== Available data ==

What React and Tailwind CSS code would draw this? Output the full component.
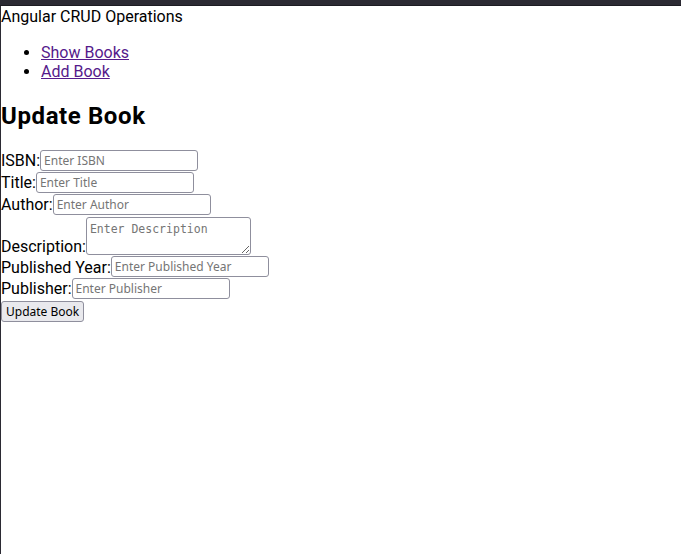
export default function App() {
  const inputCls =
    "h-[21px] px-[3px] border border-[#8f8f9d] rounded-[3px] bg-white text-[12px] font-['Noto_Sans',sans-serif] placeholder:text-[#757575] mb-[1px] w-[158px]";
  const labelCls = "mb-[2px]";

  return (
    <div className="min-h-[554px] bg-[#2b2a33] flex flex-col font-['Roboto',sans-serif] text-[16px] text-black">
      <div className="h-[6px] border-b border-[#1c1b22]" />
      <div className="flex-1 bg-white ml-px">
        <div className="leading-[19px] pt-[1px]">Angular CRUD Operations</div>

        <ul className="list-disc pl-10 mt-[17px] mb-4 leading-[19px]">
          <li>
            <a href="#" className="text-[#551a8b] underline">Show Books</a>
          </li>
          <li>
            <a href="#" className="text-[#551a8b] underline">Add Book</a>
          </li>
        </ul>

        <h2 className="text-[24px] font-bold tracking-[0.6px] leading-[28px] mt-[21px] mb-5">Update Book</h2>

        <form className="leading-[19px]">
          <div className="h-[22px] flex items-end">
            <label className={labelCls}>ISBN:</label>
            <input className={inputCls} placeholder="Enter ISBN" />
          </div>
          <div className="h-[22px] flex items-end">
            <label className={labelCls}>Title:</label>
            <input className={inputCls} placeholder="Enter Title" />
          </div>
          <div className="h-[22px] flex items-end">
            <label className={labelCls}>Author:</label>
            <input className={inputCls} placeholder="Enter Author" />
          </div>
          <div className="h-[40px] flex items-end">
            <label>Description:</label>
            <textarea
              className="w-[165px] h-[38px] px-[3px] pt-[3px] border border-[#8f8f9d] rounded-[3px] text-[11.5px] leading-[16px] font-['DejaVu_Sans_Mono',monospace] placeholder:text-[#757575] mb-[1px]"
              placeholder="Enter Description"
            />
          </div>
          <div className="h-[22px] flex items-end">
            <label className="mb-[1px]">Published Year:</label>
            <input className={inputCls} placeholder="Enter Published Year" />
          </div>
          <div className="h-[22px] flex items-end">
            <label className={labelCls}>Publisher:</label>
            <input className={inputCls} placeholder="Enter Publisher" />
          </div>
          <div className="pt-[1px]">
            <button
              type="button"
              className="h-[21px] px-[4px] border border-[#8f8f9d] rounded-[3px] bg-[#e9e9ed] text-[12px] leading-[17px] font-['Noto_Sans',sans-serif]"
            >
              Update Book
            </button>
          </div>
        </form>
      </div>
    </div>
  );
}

===

→ Problem description: Return all of the data exactly as written, and drop the pictures.

→ Problem solution:
What React and Tailwind CSS code would draw this? Output the full component.
export default function App() {
  const inputCls =
    "h-[21px] px-[3px] border border-[#8f8f9d] rounded-[3px] bg-white text-[12px] font-['Noto_Sans',sans-serif] placeholder:text-[#757575] mb-[1px] w-[158px]";
  const labelCls = "mb-[2px]";

  return (
    <div className="min-h-[554px] bg-[#2b2a33] flex flex-col font-['Roboto',sans-serif] text-[16px] text-black">
      <div className="h-[6px] border-b border-[#1c1b22]" />
      <div className="flex-1 bg-white ml-px">
        <div className="leading-[19px] pt-[1px]">Angular CRUD Operations</div>

        <ul className="list-disc pl-10 mt-[17px] mb-4 leading-[19px]">
          <li>
            <a href="#" className="text-[#551a8b] underline">Show Books</a>
          </li>
          <li>
            <a href="#" className="text-[#551a8b] underline">Add Book</a>
          </li>
        </ul>

        <h2 className="text-[24px] font-bold tracking-[0.6px] leading-[28px] mt-[21px] mb-5">Update Book</h2>

        <form className="leading-[19px]">
          <div className="h-[22px] flex items-end">
            <label className={labelCls}>ISBN:</label>
            <input className={inputCls} placeholder="Enter ISBN" />
          </div>
          <div className="h-[22px] flex items-end">
            <label className={labelCls}>Title:</label>
            <input className={inputCls} placeholder="Enter Title" />
          </div>
          <div className="h-[22px] flex items-end">
            <label className={labelCls}>Author:</label>
            <input className={inputCls} placeholder="Enter Author" />
          </div>
          <div className="h-[40px] flex items-end">
            <label>Description:</label>
            <textarea
              className="w-[165px] h-[38px] px-[3px] pt-[3px] border border-[#8f8f9d] rounded-[3px] text-[11.5px] leading-[16px] font-['DejaVu_Sans_Mono',monospace] placeholder:text-[#757575] mb-[1px]"
              placeholder="Enter Description"
            />
          </div>
          <div className="h-[22px] flex items-end">
            <label className="mb-[1px]">Published Year:</label>
            <input className={inputCls} placeholder="Enter Published Year" />
          </div>
          <div className="h-[22px] flex items-end">
            <label className={labelCls}>Publisher:</label>
            <input className={inputCls} placeholder="Enter Publisher" />
          </div>
          <div className="pt-[1px]">
            <button
              type="button"
              className="h-[21px] px-[4px] border border-[#8f8f9d] rounded-[3px] bg-[#e9e9ed] text-[12px] leading-[17px] font-['Noto_Sans',sans-serif]"
            >
              Update Book
            </button>
          </div>
        </form>
      </div>
    </div>
  );
}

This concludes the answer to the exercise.